Whether you are Mom or Dad doing the weekly grocery shopping, or a grandparent taking a grandchild on a hike this summer, leading by example can help prevent childhood obesity.
“As a pediatrician, I see the negative effects of childhood obesity every day. And I’m convinced the solution starts with parents setting the examples that they want their kids to follow,” said Dana Kosmala, DO, with Samaritan Lebanon Health Center – Pediatrics.
Both parent and child need to take ownership, but the parent has the ultimate responsibility. Parents decide what foods are in the cabinet and on the dinner table. Yes, you can let your kids be kids, but even early on in their development, parents can teach their children how to make good choices so they may have a longer, healthier, and happier life.
With one-third of American children now overweight or obese, Dr. Kosmala offers these tips for preventing childhood obesity:
- Make healthy nutrition choices. It starts with making healthy choices during pregnancy. The foods that a pregnant mother eats affect the health and development of the baby. Good choices continue once the baby is born: Breastfeeding or formula feeding provides most of the nutrition your baby needs.
Once it’s time to start introducing new foods, parents should consider what they are giving their child, even when it comes to what they drink. Water and milk are good choices for proper hydration and development. There is no nutritional value to soda and little to no nutritional value in juice. Even 100-percent juice has empty calories that come from its sugar content.
Continue on this path of smart choices as your child gets older. Once school-age children have an interest in what you’re cooking or what they are eating, take them to the store to show them the types of healthy foods you choose for them. Focus on the produce department and other nutritious foods while avoiding the aisles with junk foods.
Here in the Willamette Valley, we are fortunate enough to have locally grown produce available most of the year. Skipping processed foods and eating food the way it’s grown is always a better choice. No need for dipping sauces.
When it comes to protein, it doesn’t always have to mean meat. Beans and rice are a good source of protein and fiber whether or not you are on a budget. It may surprise you that a lunch of beans, rice and a salad using a squeezed lime for dressing costs a little more than one dollar.

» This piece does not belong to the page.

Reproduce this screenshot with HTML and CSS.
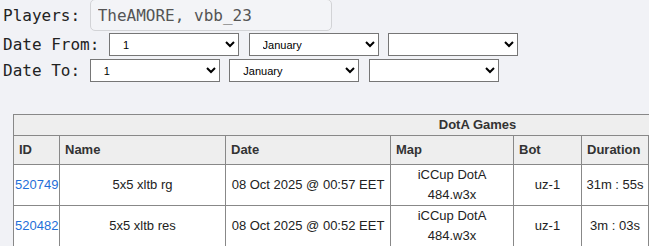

Limit screen time. TVs and smart phones don’t have to be thrown away, just used responsibly. A great resource put out by the American Academy of Pediatrics is healthychildren.org. This website will help you develop a reasonable screen time plan that works for your family. A limited amount of screen time can also be used as a reward system.

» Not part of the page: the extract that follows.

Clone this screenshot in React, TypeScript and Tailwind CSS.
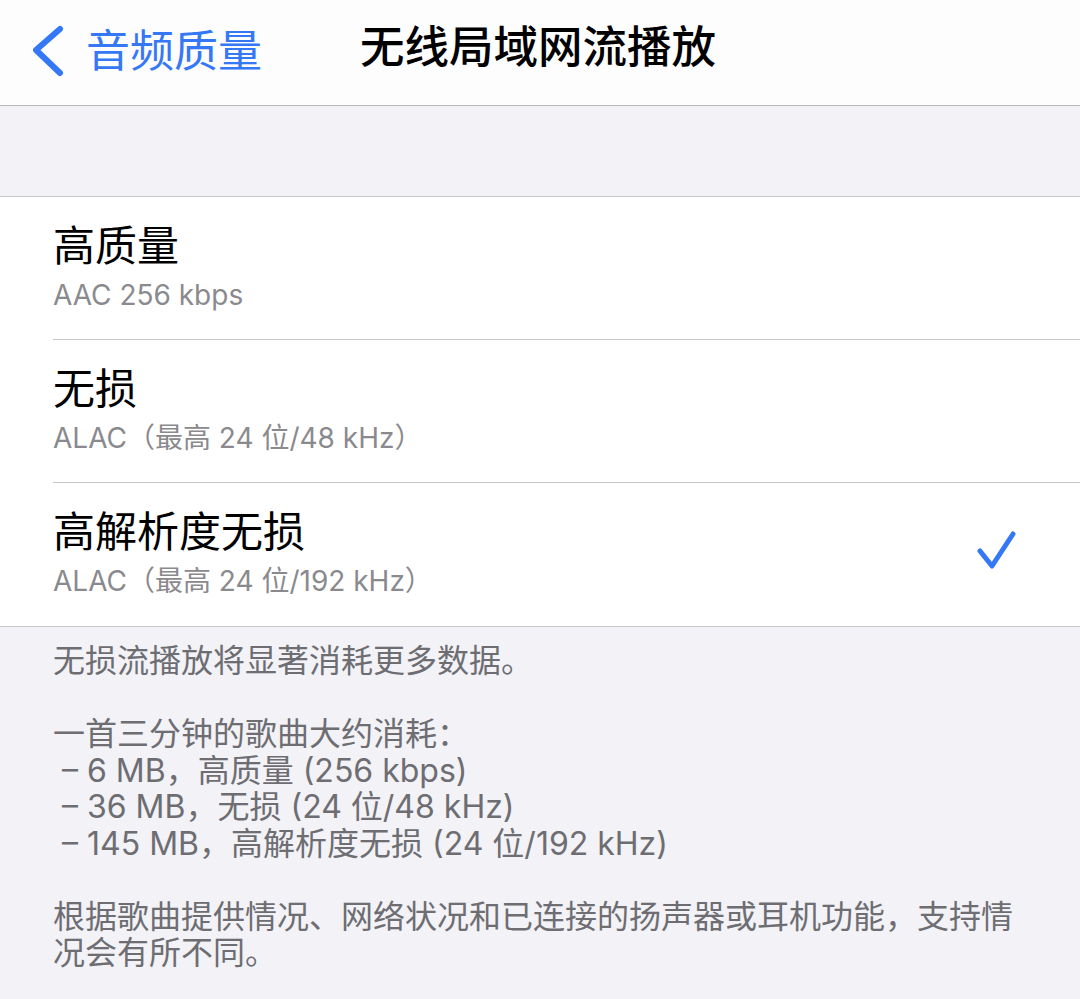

- Play outdoors. Get your kids outside! We’re in the best months of the year for outdoor physical activity, whether it’s organized sports, playing catch in the backyard or going for a hike.

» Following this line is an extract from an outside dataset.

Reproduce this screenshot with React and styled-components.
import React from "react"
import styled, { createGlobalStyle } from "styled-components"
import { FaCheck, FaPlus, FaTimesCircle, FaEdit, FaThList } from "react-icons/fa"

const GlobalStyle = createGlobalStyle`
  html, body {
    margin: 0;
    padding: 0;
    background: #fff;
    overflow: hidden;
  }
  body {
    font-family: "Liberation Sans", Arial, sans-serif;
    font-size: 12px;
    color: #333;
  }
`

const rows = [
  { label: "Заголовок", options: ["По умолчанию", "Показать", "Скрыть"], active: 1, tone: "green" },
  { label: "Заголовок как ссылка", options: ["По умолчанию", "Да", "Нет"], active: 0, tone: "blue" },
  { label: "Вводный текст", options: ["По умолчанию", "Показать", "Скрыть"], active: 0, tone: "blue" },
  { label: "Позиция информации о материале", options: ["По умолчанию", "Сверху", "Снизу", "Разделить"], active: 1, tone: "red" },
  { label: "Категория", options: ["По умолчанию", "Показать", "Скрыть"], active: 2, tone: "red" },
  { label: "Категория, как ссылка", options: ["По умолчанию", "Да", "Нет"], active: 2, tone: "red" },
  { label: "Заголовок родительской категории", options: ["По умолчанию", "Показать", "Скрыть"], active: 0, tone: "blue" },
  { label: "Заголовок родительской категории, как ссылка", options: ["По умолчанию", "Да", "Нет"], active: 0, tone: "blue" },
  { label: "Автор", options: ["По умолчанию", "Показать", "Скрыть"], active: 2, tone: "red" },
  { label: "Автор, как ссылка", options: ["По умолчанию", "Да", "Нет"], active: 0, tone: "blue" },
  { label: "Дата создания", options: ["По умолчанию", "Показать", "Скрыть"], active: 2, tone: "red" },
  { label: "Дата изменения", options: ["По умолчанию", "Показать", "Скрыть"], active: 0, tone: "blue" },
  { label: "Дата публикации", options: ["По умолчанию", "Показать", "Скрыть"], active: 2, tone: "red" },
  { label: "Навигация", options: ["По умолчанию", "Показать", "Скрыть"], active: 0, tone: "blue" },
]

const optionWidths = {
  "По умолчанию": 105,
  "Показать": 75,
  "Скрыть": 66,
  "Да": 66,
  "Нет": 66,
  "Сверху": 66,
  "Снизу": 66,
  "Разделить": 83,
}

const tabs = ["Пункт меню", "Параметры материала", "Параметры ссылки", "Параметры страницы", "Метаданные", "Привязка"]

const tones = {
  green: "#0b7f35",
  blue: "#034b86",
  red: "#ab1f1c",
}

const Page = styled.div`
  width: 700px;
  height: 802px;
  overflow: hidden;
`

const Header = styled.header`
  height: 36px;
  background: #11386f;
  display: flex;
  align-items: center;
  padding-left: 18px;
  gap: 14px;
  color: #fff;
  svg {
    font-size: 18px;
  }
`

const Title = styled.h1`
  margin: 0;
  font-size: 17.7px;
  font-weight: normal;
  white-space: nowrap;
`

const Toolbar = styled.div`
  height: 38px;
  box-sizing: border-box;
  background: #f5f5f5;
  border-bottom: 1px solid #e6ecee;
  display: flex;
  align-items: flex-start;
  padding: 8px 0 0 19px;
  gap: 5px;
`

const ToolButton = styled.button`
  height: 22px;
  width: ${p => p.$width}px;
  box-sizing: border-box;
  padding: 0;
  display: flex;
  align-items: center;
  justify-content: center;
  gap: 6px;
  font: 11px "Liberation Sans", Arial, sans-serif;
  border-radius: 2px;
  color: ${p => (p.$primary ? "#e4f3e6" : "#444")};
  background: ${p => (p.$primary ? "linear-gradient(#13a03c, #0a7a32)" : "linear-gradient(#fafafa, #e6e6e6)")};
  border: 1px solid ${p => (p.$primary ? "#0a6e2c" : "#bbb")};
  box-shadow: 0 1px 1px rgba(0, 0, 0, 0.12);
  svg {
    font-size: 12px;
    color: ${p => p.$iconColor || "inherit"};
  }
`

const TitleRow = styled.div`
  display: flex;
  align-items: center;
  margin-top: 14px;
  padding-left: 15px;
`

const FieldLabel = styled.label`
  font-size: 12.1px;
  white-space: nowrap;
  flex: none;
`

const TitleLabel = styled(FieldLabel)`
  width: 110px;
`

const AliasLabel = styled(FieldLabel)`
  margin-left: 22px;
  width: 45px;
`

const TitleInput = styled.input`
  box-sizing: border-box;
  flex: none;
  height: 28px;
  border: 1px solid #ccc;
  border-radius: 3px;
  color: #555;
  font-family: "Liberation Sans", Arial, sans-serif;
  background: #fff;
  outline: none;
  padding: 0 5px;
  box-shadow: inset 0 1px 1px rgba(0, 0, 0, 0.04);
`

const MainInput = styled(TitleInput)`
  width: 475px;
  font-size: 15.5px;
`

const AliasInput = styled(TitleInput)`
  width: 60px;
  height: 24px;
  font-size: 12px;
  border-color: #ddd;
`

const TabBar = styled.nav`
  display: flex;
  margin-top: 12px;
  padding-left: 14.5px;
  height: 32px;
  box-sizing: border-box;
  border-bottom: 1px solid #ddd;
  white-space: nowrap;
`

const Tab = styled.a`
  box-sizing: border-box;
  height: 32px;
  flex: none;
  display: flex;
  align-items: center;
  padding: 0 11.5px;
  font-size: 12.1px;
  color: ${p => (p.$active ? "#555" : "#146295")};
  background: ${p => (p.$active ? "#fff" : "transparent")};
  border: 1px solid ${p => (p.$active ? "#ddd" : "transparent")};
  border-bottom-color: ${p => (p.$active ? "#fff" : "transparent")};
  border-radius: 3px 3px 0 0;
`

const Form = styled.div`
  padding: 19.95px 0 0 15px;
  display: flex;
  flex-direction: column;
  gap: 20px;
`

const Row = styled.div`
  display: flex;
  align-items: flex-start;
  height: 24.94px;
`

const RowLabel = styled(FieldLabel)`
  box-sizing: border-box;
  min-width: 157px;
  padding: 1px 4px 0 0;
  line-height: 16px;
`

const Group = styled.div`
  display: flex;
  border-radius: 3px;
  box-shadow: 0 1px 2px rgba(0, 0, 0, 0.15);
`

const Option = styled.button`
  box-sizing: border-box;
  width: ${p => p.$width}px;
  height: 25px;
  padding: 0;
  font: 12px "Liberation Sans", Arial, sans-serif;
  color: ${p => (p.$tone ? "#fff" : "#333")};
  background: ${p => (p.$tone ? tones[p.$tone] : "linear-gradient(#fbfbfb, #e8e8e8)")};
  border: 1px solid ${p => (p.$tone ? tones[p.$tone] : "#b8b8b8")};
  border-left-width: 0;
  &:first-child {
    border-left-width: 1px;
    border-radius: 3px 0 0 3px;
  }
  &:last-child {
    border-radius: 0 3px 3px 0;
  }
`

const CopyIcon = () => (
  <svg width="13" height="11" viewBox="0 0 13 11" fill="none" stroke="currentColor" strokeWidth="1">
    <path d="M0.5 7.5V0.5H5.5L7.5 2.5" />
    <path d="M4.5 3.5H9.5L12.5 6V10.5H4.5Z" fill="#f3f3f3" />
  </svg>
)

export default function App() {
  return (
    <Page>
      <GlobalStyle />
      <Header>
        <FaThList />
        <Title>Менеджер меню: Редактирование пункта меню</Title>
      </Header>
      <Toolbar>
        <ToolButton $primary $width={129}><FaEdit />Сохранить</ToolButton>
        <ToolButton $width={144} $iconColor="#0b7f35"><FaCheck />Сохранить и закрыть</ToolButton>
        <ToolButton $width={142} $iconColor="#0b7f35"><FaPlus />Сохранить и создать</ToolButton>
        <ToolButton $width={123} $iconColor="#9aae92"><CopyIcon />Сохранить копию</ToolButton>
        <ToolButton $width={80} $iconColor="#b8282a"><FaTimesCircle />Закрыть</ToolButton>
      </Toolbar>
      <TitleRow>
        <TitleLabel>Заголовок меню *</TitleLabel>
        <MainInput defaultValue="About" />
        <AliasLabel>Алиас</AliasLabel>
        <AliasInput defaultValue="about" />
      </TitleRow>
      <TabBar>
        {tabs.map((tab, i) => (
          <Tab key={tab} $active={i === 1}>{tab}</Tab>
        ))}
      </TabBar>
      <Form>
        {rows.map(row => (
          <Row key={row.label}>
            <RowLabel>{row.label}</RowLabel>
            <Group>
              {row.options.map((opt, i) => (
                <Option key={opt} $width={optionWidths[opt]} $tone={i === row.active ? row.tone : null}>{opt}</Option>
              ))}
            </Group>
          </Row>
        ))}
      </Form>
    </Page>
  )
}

Check out these great family-friendly hikes in your area:
- Benton County: McDonald Forest, just west of Corvallis
- Lincoln County: Drift Creek Falls Trail, between Salem and Lincoln City
- Linn County: McDowell Creek Falls, between Lebanon and Sweet Home
Teaching your children, or grandchildren, to make good choices now could mean the difference between good health and the lifelong complications of heart disease or diabetes later in life.
Remember, Dr. Kosmala said, “Smile daily, have a good laugh and tell your children you love them unconditionally.”
Samaritan is involved with several initiatives to improve children’s health:
The Culinary Health Education & Fitness (C.H.E.F.) program promotes nutrition and healthy living in Lincoln, east Linn and rural Benton counties. Samaritan Pediatrics in Corvallis also offers Healthy Heroes, a five-week class for kids that promotes nutrition and well-being.